Home / Daily / Queensland boosts cyclone resilience funding
19 May 2020
The Queensland Government has announced funding to extend a grants program that helps improve the resilience of homes and reduces premiums in cyclone-affected regions.
Premier Annastacia Palaszczuk says the Household Resilience Program has already proved successful in supporting local jobs and helping people save on household insurance premiums.
“We are extending this program with another $11.25 million, and I welcome the Federal Government’s commitment to provide $10 million of funding,” she said today.
The State Government says 1749 households from Bundaberg to Cape York Peninsula have already seen insurance premiums reduced by an average of $310 under the program.

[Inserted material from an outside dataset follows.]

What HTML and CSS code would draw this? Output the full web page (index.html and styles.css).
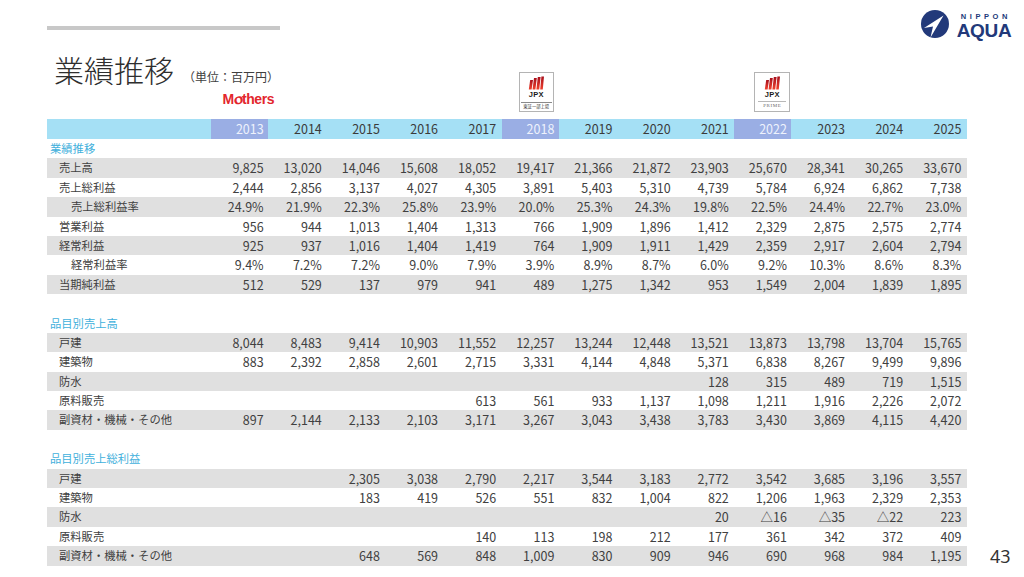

Insurance Council of Australia (ICA) Head of Risk and Operations Karl Sullivan has welcomed the additional commitment for a program that insurers have identified as essential.
“While modest in size for now compared to the scale of the problem, the program is a practical and meaningful step towards helping vulnerable individuals to improve their resilience to cyclones,” he says on LinkedIn.
“Importantly, many insurers have already proved willing to recognise improvements that lower risk to cyclones, and to reduce premiums accordingly.”
Suncorp Insurance CEO Gary Dransfield says the Household Resilience Program was developed using the company’s Protecting the North research with James Cook University’s Cyclone Testing Station.
“Effective investment in economic infrastructure that reduces the impact of natural disasters will help create regional jobs while building safer communities and reducing cost of living pressures through lower insurance premiums,” he said.
Mr Dransfield says the program complements Suncorp’s Cyclone Resilience Benefit that provides customers in the region with premium reductions of up to 20% for making their homes more cyclone resilient.
The extension of the program is part of a Queensland economic recovery strategy in response to the impacts of the COVID-19 pandemic.